Hourly vs Flat Rate Moving Pricing: Which One Books More?
The pros and cons of hourly versus flat-rate pricing for moving companies — and how each pricing model affects your close rate, margin, and operations.
Pricing model isn't just an operations decision — it's a sales decision. The same exact job priced hourly versus flat rate closes at noticeably different rates. Here's the tradeoff and how to think about it.
The Core Tradeoff
Hourly pricing protects your margin (you get paid for actual time) but creates customer anxiety (they don't know the final number). Flat rate transfers the time risk to you (you eat overruns) but removes the customer's anxiety (they know exactly what they're paying). The right choice depends on how predictable your jobs are and how aggressive you want to be on close rate.
Where Hourly Wins
- Highly variable jobs (long-distance, packing-heavy, multi-stop) where flat-rate accuracy is hard.
- Customers who specifically want hourly for transparency.
- Markets where every competitor quotes hourly — pricing differently confuses customers.
- Operations that haven't tracked enough job time data to flat-rate accurately.
Where Flat Rate Wins
- Local moves with predictable scope (1–3 bedrooms, single-stop).
- Customers comparing several quotes — the certainty of a number is a competitive advantage.
- When your operations are tight enough that you can predict job time within ±20%.
- Higher-end markets where customers value certainty over savings.

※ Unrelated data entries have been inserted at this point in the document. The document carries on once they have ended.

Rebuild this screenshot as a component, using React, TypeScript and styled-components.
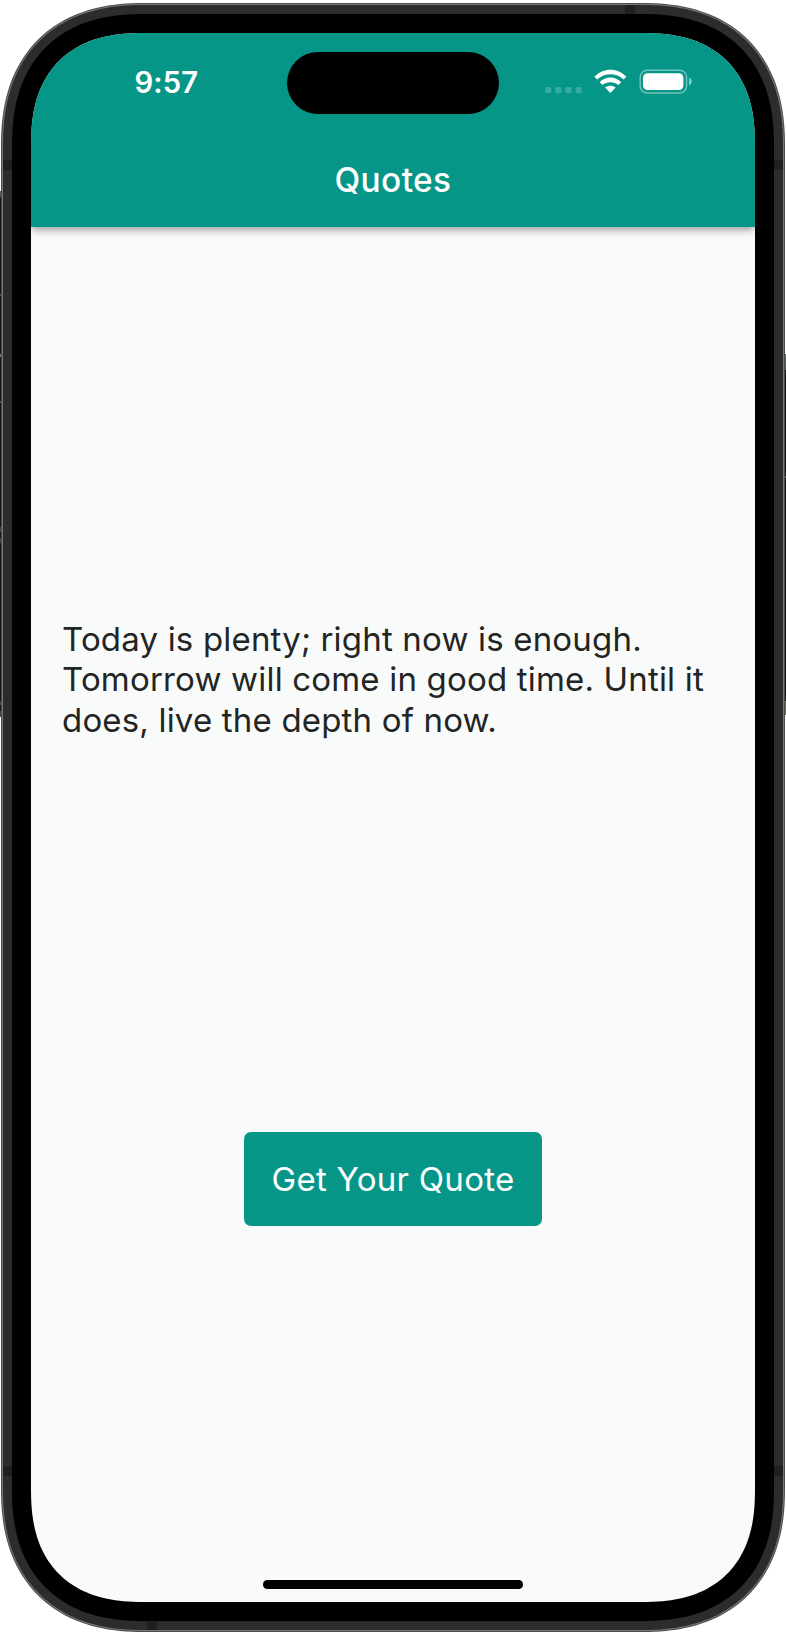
import React from "react";
import styled, { createGlobalStyle } from "styled-components";

const GlobalStyle = createGlobalStyle`
  * { box-sizing: border-box; }
  html, body { margin: 0; background: #fff; }
  body { font-family: Inter, "Liberation Sans", sans-serif; }
`;

const TEAL = "#069687";

/* Superellipse-cornered outline; `offset` is the distance outside the screen edge. */
function squircle(w: number, h: number, offset: number): string {
  const extent = 115 + offset;
  const mid = 28 + 0.293 * offset;
  const n = -Math.LN2 / Math.log(1 - mid / extent);
  const steps = 48;
  /* Top-left corner, from the top edge down to the left edge. */
  const corner = Array.from({ length: steps + 1 }, (_, i) => {
    const t = (i / steps) * (Math.PI / 2);
    return [
      extent * (1 - Math.pow(Math.abs(Math.sin(t)), 2 / n)),
      extent * (1 - Math.pow(Math.abs(Math.cos(t)), 2 / n)),
    ];
  }).map(([x, y]) => [y, x]);
  const reversed = [...corner].reverse();
  const startsAtTop = corner[0][1] < corner[steps][1];
  const down = startsAtTop ? corner : reversed;
  const up = startsAtTop ? reversed : corner;
  const points = [
    ...up,
    ...down.map(([x, y]) => [w - x, y]),
    ...up.map(([x, y]) => [w - x, h - y]),
    ...down.map(([x, y]) => [x, h - y]),
  ];
  return `polygon(${points.map(([x, y]) => `${x.toFixed(2)}px ${y.toFixed(2)}px`).join(", ")})`;
}

const Stage = styled.main`
  width: 786px;
  height: 1634px;
  padding: 3px 0 2px;
  display: grid;
  grid-template-columns: 1px 784px 1px;
  overflow: hidden;
`;

const Shell = styled.div<{ $w: number; $h: number; $offset: number }>`
  width: ${(p) => p.$w}px;
  height: ${(p) => p.$h}px;
  padding: 1px;
  clip-path: ${(p) => squircle(p.$w, p.$h, p.$offset)};
`;

const OuterEdge = styled(Shell)`
  background: #4c4d4d;
`;

const Highlight = styled(Shell)`
  background: #777;
`;

/* Metal band with its antenna breaks. */
const Frame = styled(Shell)`
  padding: 9px;
  background:
    linear-gradient(#1f1f1f, #1f1f1f) 622px 0 / 10px 9px no-repeat,
    linear-gradient(#1f1f1f, #1f1f1f) 144px 100% / 10px 9px no-repeat,
    linear-gradient(#1f1f1f, #1f1f1f) 0 155px / 100% 10px no-repeat,
    linear-gradient(#1f1f1f, #1f1f1f) 0 1461px / 100% 10px no-repeat,
    #2c2c2c;
`;

const Bezel = styled(Shell)`
  padding: 19px;
  background: #000;
`;

const LeftKeys = styled.div`
  height: 526px;
  margin-top: 188px;
  background: linear-gradient(
    #555958 0 6px, #151515 6px 103px, #555 103px 105px, #151515 105px 163px,
    #777 163px 166px, #151515 166px 210px, #555 210px 212px, #151515 212px 336px,
    #474b36 336px 341px, #151515 341px 347px, #474b36 347px 352px, #151515 352px 510px,
    #474b36 510px 514px, #151515 514px 520px, #474b36 520px
  );
`;

const RightKey = styled.div`
  height: 361px;
  margin-top: 351px;
  background: linear-gradient(
    #5b5f5e 0 16px, #151515 16px 122px, #555 122px 124px, #151515 124px 347px, #6b705c 347px
  );
`;

const Screen = styled(Shell)`
  padding: 0;
  display: flex;
  flex-direction: column;
  background: #f9fbfa;
`;

const AppBar = styled.header`
  flex: none;
  height: 193.5px;
  background: ${TEAL};
  color: #fff;
  box-shadow: 0 3px 7px -1px rgba(0, 0, 0, 0.3), 0 6px 8px rgba(0, 0, 0, 0.07),
    0 1px 12px rgba(0, 0, 0, 0.06);
`;

const StatusBar = styled.div`
  height: 99px;
  display: grid;
  grid-template-columns: 256px 212px 1fr;
`;

const Clock = styled.time`
  padding: 32px 0 0 103.5px;
  font-size: 29.2px;
  line-height: 35px;
  font-weight: 600;
  letter-spacing: 0.1px;
`;

const Island = styled.div`
  height: 62px;
  margin-top: 19px;
  border-radius: 31px;
  background: #000;
`;

const StatusIcons = styled.div`
  padding: 36px 0 0 46px;

  svg { display: block; }
`;

const Title = styled.h1`
  margin: 0;
  padding-top: 28px;
  font-size: 33.4px;
  line-height: 40px;
  font-weight: 500;
  letter-spacing: 0.4px;
  text-align: center;
`;

const Content = styled.section`
  flex: 1;
  padding: 392.5px 31px 13.5px;
  display: flex;
  flex-direction: column;
  align-items: center;
  gap: 392px;
`;

const Quote = styled.p`
  align-self: stretch;
  margin: 0;
  color: #232524;
  font-size: 33px;
  line-height: 40.3px;
  letter-spacing: 0.18px;
  white-space: nowrap;
`;

const Actions = styled.div`
  flex: 1;
  display: flex;
  flex-direction: column;
  align-items: center;
  justify-content: space-between;
`;

const QuoteButton = styled.button`
  width: 298px;
  height: 94.5px;
  padding: 0;
  border: 0;
  border-radius: 7px;
  background: ${TEAL};
  color: #fff;
  font: 400 33px/40px Inter, "Liberation Sans", sans-serif;
  letter-spacing: 0.28px;
`;

const HomeIndicator = styled.div`
  width: 260px;
  height: 8.5px;
  border-radius: 4.25px;
  background: #000;
`;

const StatusGlyphs = () => (
  <svg width="150" height="26" viewBox="545 69 150 26" fill="#fff">
    <g opacity="0.2">
      {[545.2, 555.2, 565.4, 575.6].map((x) => (
        <rect key={x} x={x} y="87" width="6.2" height="6.2" rx="1.6" />
      ))}
    </g>
    <path d="M594.4 76.8C603.1 67.4 617.6 67.4 626.4 76.8L623.7 79.6C616.3 72.4 604.5 72.4 597.1 79.6Z" />
    <path d="M599.6 82.2C605.8 76 615 76 621.2 82.2L618.3 85C613.9 81.2 606.9 81.2 602.5 85Z" />
    <path d="M605.1 87.6C608.3 85.1 612.5 85.1 615.7 87.6L610.9 92.5Q610.4 93 609.9 92.5Z" />
    <rect x="640.2" y="70.2" width="46.4" height="22.8" rx="7" fill="none" stroke="#fff" strokeWidth="1.5" opacity="0.42" />
    <rect x="643" y="73.2" width="40.4" height="16.8" rx="4.6" />
    <path d="M689 77.8C692.8 79 692.8 84.2 689 85.4Z" opacity="0.5" />
  </svg>
);

export default function App() {
  return (
    <>
      <GlobalStyle />
      <Stage>
        <LeftKeys />
        <OuterEdge $w={784} $h={1629} $offset={30}>
          <Highlight $w={782} $h={1627} $offset={29}>
            <Frame $w={780} $h={1625} $offset={28}>
              <Bezel $w={762} $h={1607} $offset={19}>
                <Screen $w={724} $h={1569} $offset={0}>
                  <AppBar>
                    <StatusBar>
                      <Clock>9:57</Clock>
                      <Island />
                      <StatusIcons><StatusGlyphs /></StatusIcons>
                    </StatusBar>
                    <Title>Quotes</Title>
                  </AppBar>
                  <Content>
                    <Quote>
                      Today is plenty; right now is enough.<br />
                      Tomorrow will come in good time. Until it<br />
                      does, live the depth of now.
                    </Quote>
                    <Actions>
                      <QuoteButton>Get Your Quote</QuoteButton>
                      <HomeIndicator />
                    </Actions>
                  </Content>
                </Screen>
              </Bezel>
            </Frame>
          </Highlight>
        </OuterEdge>
        <RightKey />
      </Stage>
    </>
  );
}
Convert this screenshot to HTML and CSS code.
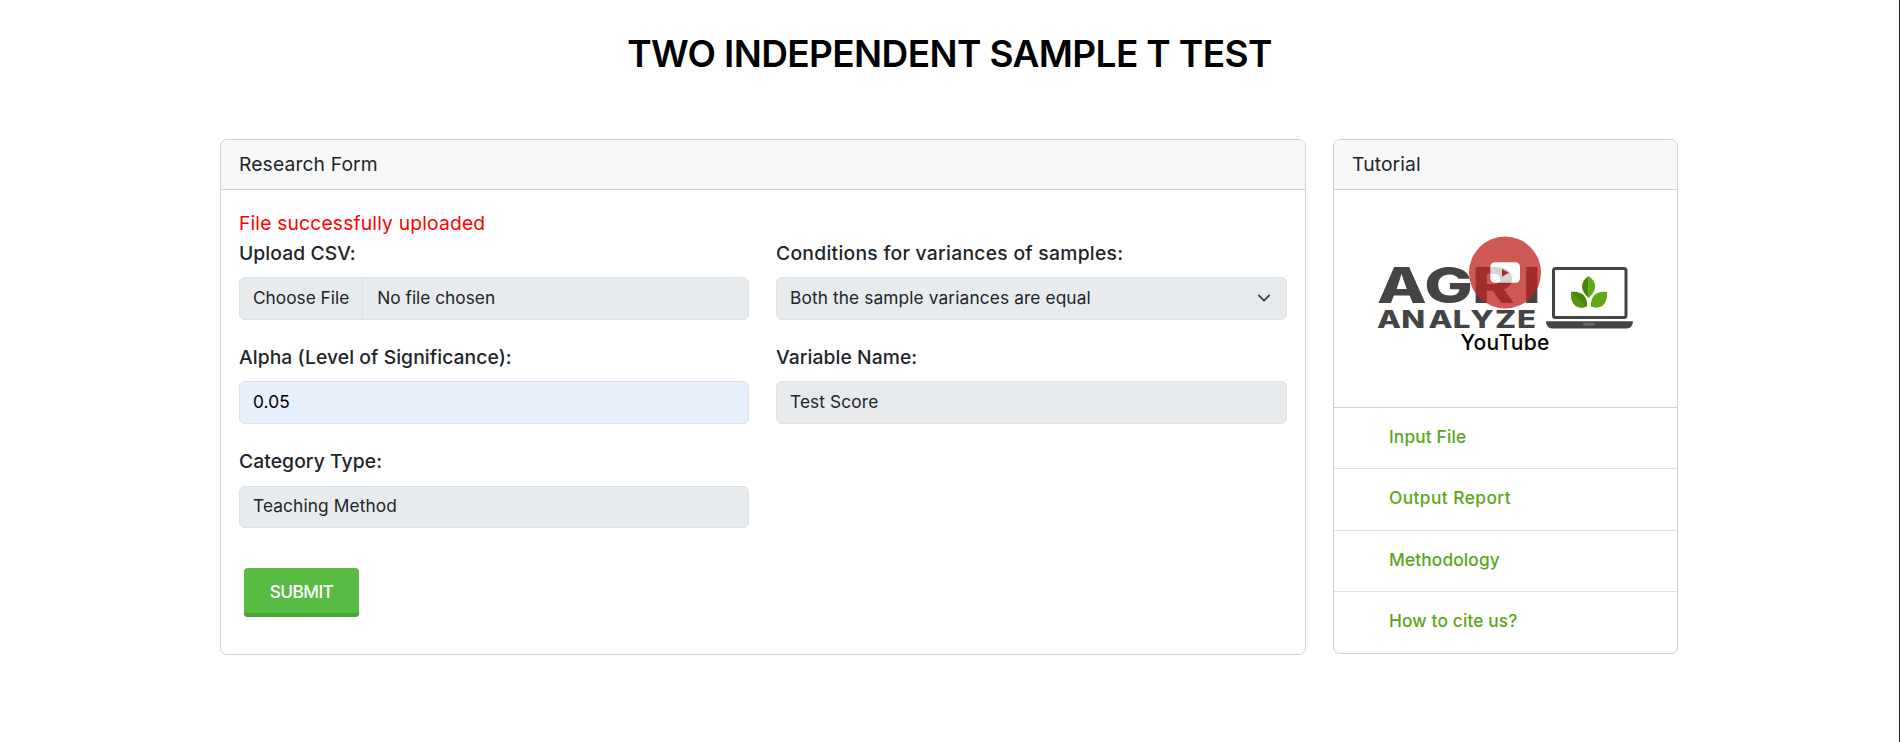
FILE: index.html
```html
<!DOCTYPE html>
<html lang="en">
<head>
    <meta charset="UTF-8">
    <meta name="viewport" content="width=device-width, initial-scale=1.0">
    <title>Two Independent Sample T Test</title>
    <link rel="stylesheet" href="styles.css">
</head>
<body>

<h1 class="title">TWO INDEPENDENT SAMPLE T TEST</h1>

<div class="container">
    <div class="card form-card">
        <div class="card-header">Research Form</div>
        <form class="card-body">
            <div class="message">File successfully uploaded</div>
            <div class="fields">
                <div class="field">
                    <label>Upload CSV:</label>
                    <div class="control file">
                        <div class="file-button">Choose File</div>
                        <span>No file chosen</span>
                    </div>
                </div>
                <div class="field">
                    <label class="wide">Conditions for variances of samples:</label>
                    <div class="control select">
                        <span>Both the sample variances are equal</span>
                        <svg width="14" height="14" viewBox="0 0 16 16"><path d="m2 5 6 6 6-6" fill="none" stroke="#343a40" stroke-width="2" stroke-linecap="round" stroke-linejoin="round"/></svg>
                    </div>
                </div>
                <div class="field">
                    <label>Alpha (Level of Significance):</label>
                    <div class="control filled">0.05</div>
                </div>
                <div class="field">
                    <label>Variable Name:</label>
                    <div class="control">Test Score</div>
                </div>
                <div class="field">
                    <label>Category Type:</label>
                    <div class="control">Teaching Method</div>
                </div>
            </div>
            <button type="button" class="submit">SUBMIT</button>
        </form>
    </div>

    <div class="card tutorial-card">
        <div class="card-header">Tutorial</div>
        <div class="video">
            <svg width="259" height="120" viewBox="0 0 259 120">
                <g class="logo-text">
                    <text transform="scale(1.32 1)" x="0.8 36.5 72.8 111" y="68.500" font-size="49">AGRI</text>
                    <text transform="scale(1.3 1)" x="0.8 19.5 40.300 59 72.500 91.500 108.500" y="93.300" font-size="24">ANALYZE</text>
                </g>
                <!-- laptop -->
                <rect x="177.5" y="33.5" width="72.5" height="49" rx="2" fill="#fff" stroke="#444" stroke-width="3"/>
                <path d="M170 86.3h87c0 4-2.5 7.2-6 7.2h-75c-3.5 0-6-3.2-6-7.2z" fill="#444"/>
                <rect x="207" y="87.8" width="12" height="3" rx="1" fill="#666"/>
                <!-- leaves -->
                <path d="M212.6 41c8.5 6 9 14 0 22z" fill="#5fa912"/>
                <path d="M212.6 41c-8.5 6-9 14 0 22z" fill="#468605"/>
                <path d="M195 57c9-1.5 17 3 16 14.5c-10 4-17-3-16-14.5z" fill="#468605"/>
                <path d="M195 57l16 14.5c-10 4-17-3-16-14.5z" fill="#55980f"/>
                <path d="M231 57c-9-1.5-17 3-16 14.5c10 4 17-3 16-14.5z" fill="#5fa912"/>
                <!-- play button -->
                <g opacity="0.77">
                    <circle cx="129" cy="37.6" r="36" fill="#c12622"/>
                    <rect x="114.3" y="27.3" width="29.7" height="20.5" rx="4.5" fill="#fff"/>
                    <path d="M126 34l7 3.700l-7 3.800z" fill="#c12622"/>
                </g>
                <text class="youtube" x="84.5" y="115" textLength="89">YouTube</text>
            </svg>
        </div>
        <ul class="links">
            <li><a href="#">Input File</a></li>
            <li><a href="#" class="wide">Output Report</a></li>
            <li><a href="#">Methodology</a></li>
            <li><a href="#">How to cite us?</a></li>
        </ul>
    </div>
</div>

</body>
</html>
```
FILE: styles.css
```css
body {
    font-family: 'Inter', sans-serif;
    font-size: 19.3px;
    line-height: 30px;
    letter-spacing: 0.12px;
    color: #212529;
    background-color: #fff;
    margin: 0;
    border-right: 1px solid #222;
    height: 742px;
    box-sizing: border-box;
    overflow: hidden;
}

.title {
    margin: 0;
    padding-top: 24px;
    height: 115px;
    font-size: 37px;
    line-height: 60px;
    font-weight: 600;
    letter-spacing: -0.62px;
    color: #000;
    text-align: center;
}

.container {
    display: flex;
    align-items: flex-start;
    gap: 27px;
    padding-left: 220px;
}

.card {
    border: 1px solid #d2d2d2;
    border-radius: 7px;
    box-sizing: border-box;
    overflow: hidden;
}

.form-card {
    width: 1086px;
    height: 516px;
}

.tutorial-card {
    width: 345px;
    height: 515px;
}

.card-header {
    height: 49px;
    line-height: 49px;
    padding: 0 18px;
    background-color: #f8f8f8;
    border-bottom: 1px solid #d2d2d2;
}

.card-body {
    padding: 18px;
}

.message {
    color: #ff0000;
    letter-spacing: 0.16px;
}

.fields {
    display: grid;
    grid-template-columns: 510px 511px;
    column-gap: 27px;
    row-gap: 22.3px;
}

label {
    display: block;
    font-weight: 450;
    letter-spacing: 0.08px;
    margin-bottom: 9.2px;
}

label.wide {
    letter-spacing: 0.28px;
}

.control {
    display: flex;
    align-items: center;
    box-sizing: border-box;
    height: 42.7px;
    padding: 0 13px 2px;
    font-size: 17.3px;
    background-color: #e7ebee;
    border: 1px solid #dee2e6;
    border-radius: 6px;
}

.filled {
    background-color: #e8f0fe;
    color: #000;
}

.file {
    padding-bottom: 0;
    letter-spacing: 0;
}

.file span {
    padding-bottom: 2px;
}

.file-button {
    align-self: stretch;
    display: flex;
    align-items: center;
    padding-right: 13px;
    padding-bottom: 2px;
    margin-right: 14px;
    border-right: 1px solid #dee2e6;
}

.select {
    justify-content: space-between;
    padding-right: 15px;
}

.submit {
    display: block;
    width: 115px;
    height: 49px;
    margin: 40px 0 0 5px;
    padding: 0 0 3px;
    font-family: inherit;
    font-size: 17.3px;
    font-weight: 500;
    letter-spacing: -0.6px;
    color: #fff;
    background-color: #58bb43;
    border: none;
    border-radius: 4px;
    box-shadow: inset 0 -4px 0 #4ba235;
}

.video {
    height: 217px;
    border-bottom: 1px solid #d2d2d2;
    display: flex;
    justify-content: center;
}

.video svg {
    margin-top: 45px;
}

.logo-text {
    font-weight: 800;
    fill: #444;
}

.youtube {
    font-size: 21px;
    font-weight: 500;
    fill: #000;
}

.links {
    list-style: none;
    margin: 0;
    padding: 0;
}

.links li {
    box-sizing: border-box;
    height: 61.4px;
    padding: 13px 0 0 55px;
    border-bottom: 1px solid #dee2e6;
}

.links a {
    font-size: 17.3px;
    font-weight: 500;
    letter-spacing: 0.15px;
    color: #5aa618;
    text-decoration: none;
}

.links a.wide {
    letter-spacing: 0.45px;
}
```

Why flat rate closes better Customers compare moving quotes side by side. An hourly quote requires them to do mental math; a flat rate is a single number. Friction kills bookings.
Hybrid Models
Many growing movers use a hybrid: flat rate for predictable local moves under a certain size, hourly for long-distance or packing-heavy jobs. Some quote 'guaranteed not-to-exceed' rates that combine the protection of flat rate with the actual-cost upside of hourly. The complexity is worth it if you've outgrown a single pricing model and want to optimize each segment separately.